Emerging advancements, such as GPU acceleration through frameworks like RAPIDS, are further expanding what’s possible with UDF-driven workflows. Whether you’re transforming messy real-world data or embedding advanced analytics into production systems, mastering UDF best practices is essential for building fast, efficient, and reliable data pipelines.
Learn the gritty details that data scientists are spending 70-80% of their time on, data wrangling and feature engineering, from our Feature Engineering with PySpark course.
PySpark UDF FAQs
When should I use a PySpark UDF instead of a built-in function?
You should use a PySpark UDF only when your transformation cannot be achieved using Spark’s built-in functions. Built-in functions are optimized and run faster than UDFs because they operate natively on the JVM without serialization overhead.
Why are Pandas UDFs faster than regular Python UDFs in PySpark?
Pandas UDFs (vectorized UDFs) are They are faster because they use Apache Arrow for efficient data serialization and process data in batches rather than row-by-row, which reduces the overhead of moving data between the JVM and Python interpreter.

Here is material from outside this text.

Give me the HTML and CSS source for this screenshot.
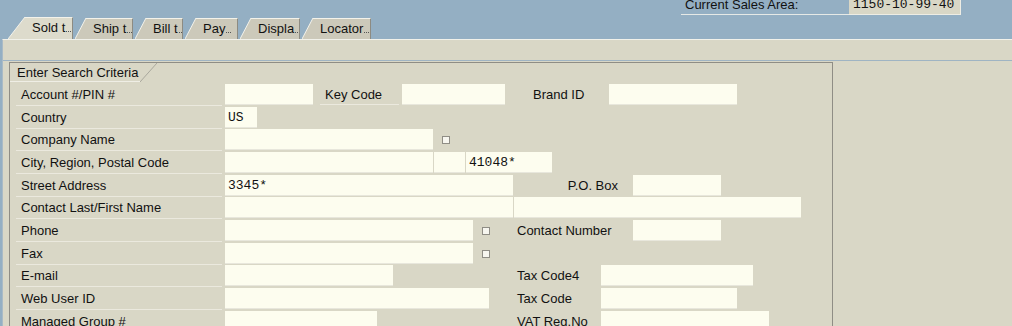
FILE: index.html
```html
<!DOCTYPE html>
<html lang="en">

<head>
    <meta charset="UTF-8">
    <meta name="viewport" content="width=device-width, initial-scale=1.0">
    <title>Customer Search</title>
    <link rel="stylesheet" href="styles.css">
</head>

<body>
    <div class="header">
        <div class="sales-area">
            <span class="sales-label">Current Sales Area:</span>
            <span class="sales-value">1150-10-99-40</span>
        </div>
        <div class="tabs">
            <div class="tab active">
                <svg class="slant" viewBox="0 0 17 22" preserveAspectRatio="none"><polygon points="0,22 17,0 17,22"/><line x1="0" y1="22" x2="17" y2="0"/></svg>
                <div class="tab-label t-sold">Sold t<span class="more"></span></div>
            </div>
            <div class="tab">
                <svg class="slant" viewBox="0 0 11 21" preserveAspectRatio="none"><polygon points="0,21 11,0 11,21"/><line x1="0" y1="21" x2="11" y2="0"/></svg>
                <div class="tab-label t-ship">Ship t<span class="more"></span></div>
            </div>
            <div class="tab">
                <svg class="slant" viewBox="0 0 11 21" preserveAspectRatio="none"><polygon points="0,21 11,0 11,21"/><line x1="0" y1="21" x2="11" y2="0"/></svg>
                <div class="tab-label t-bill">Bill t<span class="more"></span></div>
            </div>
            <div class="tab">
                <svg class="slant" viewBox="0 0 11 21" preserveAspectRatio="none"><polygon points="0,21 11,0 11,21"/><line x1="0" y1="21" x2="11" y2="0"/></svg>
                <div class="tab-label t-pay">Pay<span class="more"></span></div>
            </div>
            <div class="tab">
                <svg class="slant" viewBox="0 0 11 21" preserveAspectRatio="none"><polygon points="0,21 11,0 11,21"/><line x1="0" y1="21" x2="11" y2="0"/></svg>
                <div class="tab-label t-disp">Displa<span class="more"></span></div>
            </div>
            <div class="tab">
                <svg class="slant" viewBox="0 0 11 21" preserveAspectRatio="none"><polygon points="0,21 11,0 11,21"/><line x1="0" y1="21" x2="11" y2="0"/></svg>
                <div class="tab-label t-loc">Locator<span class="more"></span></div>
            </div>
        </div>
    </div>

    <div class="panel">
        <div class="toolbar"></div>
        <div class="subscreen">
            <div class="group">
                <div class="group-title">
                    <span class="group-text">Enter Search Criteria</span>
                    <svg class="title-slant" viewBox="0 0 17 19" preserveAspectRatio="none"><polygon points="0,19 17,0 0,0"/><line x1="0" y1="19" x2="17" y2="0"/></svg>
                </div>

                <div class="form">
                    <div class="row">
                        <div class="lbl">Account #/PIN #</div>
                        <div class="main wide">
                            <div class="fld w88"></div>
                            <div class="sublbl keycode">Key Code</div>
                            <div class="fld w103 ml3"></div>
                            <div class="sublbl brand">Brand ID</div>
                            <div class="fld w128"></div>
                        </div>
                    </div>
                    <div class="row">
                        <div class="lbl">Country</div>
                        <div class="main">
                            <div class="fld w32">US</div>
                        </div>
                    </div>
                    <div class="row">
                        <div class="lbl">Company Name</div>
                        <div class="main">
                            <div class="fld w208"></div>
                            <span class="chk"></span>
                        </div>
                    </div>
                    <div class="row">
                        <div class="lbl">City, Region, Postal Code</div>
                        <div class="main wide">
                            <div class="fld w208"></div>
                            <div class="fld w31 ml1"></div>
                            <div class="fld w86 ml1">41048*</div>
                        </div>
                    </div>
                    <div class="row">
                        <div class="lbl">Street Address</div>
                        <div class="main wide">
                            <div class="fld w288">3345*</div>
                            <div class="sublbl pobox">P.O. Box</div>
                            <div class="fld w88"></div>
                        </div>
                    </div>
                    <div class="row">
                        <div class="lbl">Contact Last/First Name</div>
                        <div class="main wide">
                            <div class="fld w288"></div>
                            <div class="fld w287 ml1"></div>
                        </div>
                    </div>
                    <div class="row">
                        <div class="lbl">Phone</div>
                        <div class="main">
                            <div class="fld w248"></div>
                            <span class="chk"></span>
                        </div>
                        <div class="right">
                            <div class="rlbl w116">Contact Number</div>
                            <div class="fld w88"></div>
                        </div>
                    </div>
                    <div class="row">
                        <div class="lbl">Fax</div>
                        <div class="main">
                            <div class="fld w248"></div>
                            <span class="chk"></span>
                        </div>
                    </div>
                    <div class="row">
                        <div class="lbl">E-mail</div>
                        <div class="main">
                            <div class="fld w168"></div>
                        </div>
                        <div class="right">
                            <div class="rlbl w84">Tax Code4</div>
                            <div class="fld w152"></div>
                        </div>
                    </div>
                    <div class="row">
                        <div class="lbl">Web User ID</div>
                        <div class="main">
                            <div class="fld w264"></div>
                        </div>
                        <div class="right">
                            <div class="rlbl w84">Tax Code</div>
                            <div class="fld w136"></div>
                        </div>
                    </div>
                    <div class="row">
                        <div class="lbl">Managed Group #</div>
                        <div class="main">
                            <div class="fld w152"></div>
                        </div>
                        <div class="right">
                            <div class="rlbl w84">VAT Reg.No</div>
                            <div class="fld w168"></div>
                        </div>
                    </div>
                </div>
            </div>
        </div>
    </div>
</body>
</html>
```

FILE: styles.css
```css
body {
    margin: 0;
    height: 326px;
    overflow: hidden;
    background-color: #94afc3;
    font-family: "Liberation Sans", Arial, sans-serif;
    font-size: 13px;
    color: #111;
}

/* header: sales area + tab strip */
.header {
    height: 39px;
    display: flex;
    flex-direction: column;
    justify-content: space-between;
}

.sales-area {
    display: flex;
    justify-content: flex-end;
    padding-right: 51px;
    margin-top: -5px;
    height: 20px;
    line-height: 19px;
}

.sales-label {
    width: 168px;
    box-sizing: border-box;
    padding-left: 4px;
    border-bottom: 1px solid #e6e9e6;
}

.sales-value {
    width: 112px;
    box-sizing: border-box;
    padding-left: 4px;
    background-color: #d9d7c6;
    border-right: 1px solid #eeede4;
    border-bottom: 1px solid #eeede4;
    font-family: "Liberation Mono", monospace;
}

.tabs {
    display: flex;
    align-items: flex-end;
    gap: 2px;
    padding-left: 8px;
    height: 22px;
}

.tab {
    display: flex;
}

.slant {
    display: block;
    width: 11px;
    height: 21px;
}

.slant polygon {
    fill: #ccc9ba;
}

.slant line {
    stroke: #f3f2ea;
    stroke-width: 1;
}

.tab-label {
    height: 21px;
    box-sizing: border-box;
    padding-left: 7px;
    background-color: #ccc9ba;
    border-top: 1px solid #f3f2ea;
    border-right: 1px solid #8d8b82;
    line-height: 19px;
    white-space: nowrap;
    overflow: hidden;
}

.tab.active .slant {
    width: 17px;
    height: 22px;
}

.tab.active .slant polygon,
.tab.active .tab-label {
    fill: #dddbcc;
    background-color: #dddbcc;
}

.tab.active .tab-label {
    height: 22px;
    line-height: 20px;
}

.t-sold { width: 48px; }
.t-ship { width: 47px; }
.t-bill { width: 37px; }
.t-pay { width: 42px; }
.t-disp { width: 49px; }
.t-loc { width: 58px; }

.more {
    display: inline-block;
    width: 5px;
    height: 1px;
    margin-left: 1px;
    border-bottom: 1px dotted #555;
}

/* main panel */
.panel {
    margin-left: 2px;
    height: 287px;
    background-color: #d9d7c6;
    border-left: 1px solid #a9bac6;
    border-top: 1px solid #f1f1ea;
}

.toolbar {
    height: 20px;
}

.subscreen {
    border-top: 1px solid #9fb4c3;
}

.group {
    margin: 1px 0 0 6px;
    width: 824px;
    height: 300px;
    box-sizing: border-box;
    border: 1px solid #8f8d85;
    border-bottom: none;
}

.group-title {
    display: flex;
}

.group-text {
    width: 130px;
    box-sizing: border-box;
    padding: 2px 0 0 7px;
    line-height: 16px;
    border-bottom: 1px solid #efeee5;
}

.title-slant {
    display: block;
    width: 17px;
    height: 19px;
}

.title-slant polygon {
    fill: #d9d7c6;
}

.title-slant line {
    stroke: #aaa89e;
    stroke-width: 1;
}

.form {
    margin: 2px 0 0 6px;
}

.row {
    display: grid;
    grid-template-columns: 209px 292px 1fr;
    height: 22.67px;
}

.lbl {
    width: 206px;
    height: 22px;
    box-sizing: border-box;
    padding-left: 5px;
    line-height: 21px;
    border-bottom: 1px solid #ebe9de;
}

.main,
.right {
    display: flex;
    align-items: flex-start;
}

.main.wide {
    grid-column: 2 / span 2;
}

.fld {
    height: 21px;
    box-sizing: border-box;
    padding-left: 3px;
    background-color: #fdfdef;
    border-bottom: 1px solid #e8e7dc;
    font-family: "Liberation Mono", monospace;
    font-size: 13px;
    line-height: 21px;
    color: #111;
}

.sublbl,
.rlbl {
    height: 21px;
    box-sizing: border-box;
    line-height: 21px;
    white-space: nowrap;
}

.keycode {
    width: 79px;
    margin-left: 7px;
    padding-left: 5px;
    border-bottom: 1px solid #ebe9de;
}

.brand {
    width: 104px;
    padding-left: 28px;
}

.pobox {
    width: 120px;
    padding-right: 15px;
    text-align: right;
}

.chk {
    width: 6px;
    height: 6px;
    margin: 7px 0 0 9px;
    background-color: #f7f6ef;
    border: 1px solid #8f8d85;
}

.ml1 { margin-left: 1px; }
.ml3 { margin-left: 3px; }

.w31 { width: 31px; }
.w32 { width: 32px; }
.w84 { width: 84px; }
.w86 { width: 86px; }
.w88 { width: 88px; }
.w103 { width: 103px; }
.w116 { width: 116px; }
.w128 { width: 128px; }
.w136 { width: 136px; }
.w152 { width: 152px; }
.w168 { width: 168px; }
.w208 { width: 208px; }
.w248 { width: 248px; }
.w264 { width: 264px; }
.w287 { width: 287px; }
.w288 { width: 288px; }
```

Do I always need to specify a return type for a UDF in PySpark?
Yes, PySpark requires an explicit return data type when defining UDFs. The requirement ensures proper serialization between Java and Python and prevents runtime errors.
How do I enable Apache Arrow in my PySpark application?
You can enable Apache Arrow by setting the following configuration before running any UDFs:
spark.conf.set("spark.sql.execution.arrow.pyspark.enabled", "true")
What’s the best way to handle null values in a PySpark UDF?
Always include a conditional check for None (null) values in your UDF to avoid exceptions. For example: if product_name is None: return None.